14. The apparatus of claim 13, further comprising a connecting end for the waveguide section, the connecting end including a generally tubular member having: (i) a first circumferential ridge on its outer surface located adjacent its distal end, (ii) a second circumferential ridge on its outer surface spaced apart from the first circumferential ridge, and (iii) a third circumferential ridge on its outer surface located between said first and second circumferential ridges, such that a first respective recess is defined between said second and third circumferential ridges and a second respective recess is defined between said first and third circumferential ridges, said connecting end being configured to be affixed to an end of a waveguide section.

15. The apparatus of claim 14, wherein the waveguide section is a first waveguide section, the apparatus further comprising a connecting end for a second waveguide section for use with the first waveguide section, wherein said connecting end comprises a sleeve member configured to receive the connecting end of said first waveguide section, said connecting member being configured to be affixed to an end of said second waveguide section.

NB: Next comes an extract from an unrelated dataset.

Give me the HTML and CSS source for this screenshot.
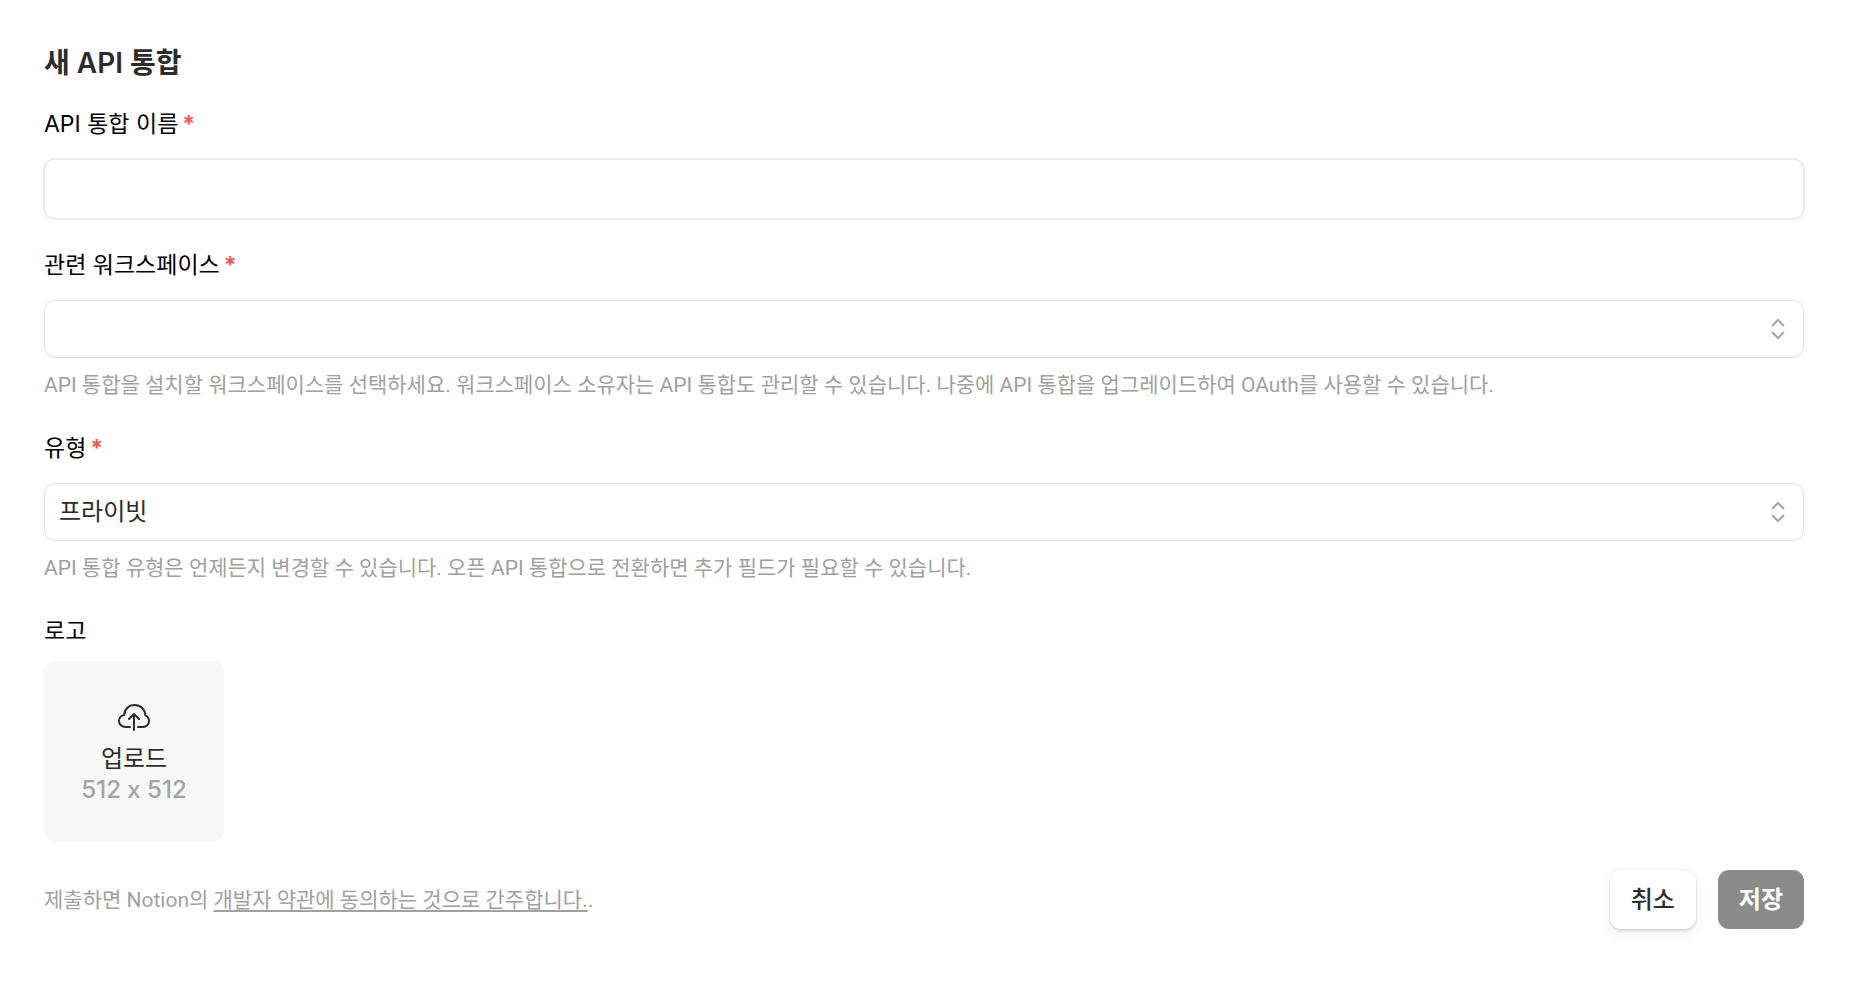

16. The method according to claim 11, wherein the method includes applying a preload to said butted interface prior to introducing said chemical adhesive into said first cavity.

17. The waveguide according to claim 2, wherein an outer edge of each second recess is joined to, or formed integrally with, the third circumferential ridge by a substantially right-angled corner.

18. The waveguide according to claim 2, wherein the circumferential ridges define an external diameter of said respective connecting end that substantially matches the inner diameter of said sleeve member.

19. The waveguide according to claim 3, wherein the circumferential ridges define an external diameter of said respective connecting end that substantially matches the inner diameter of said sleeve member.

20. The waveguide according to claim 4, wherein the circumferential ridges define an external diameter of said respective connecting end that substantially matches the inner diameter of said sleeve member.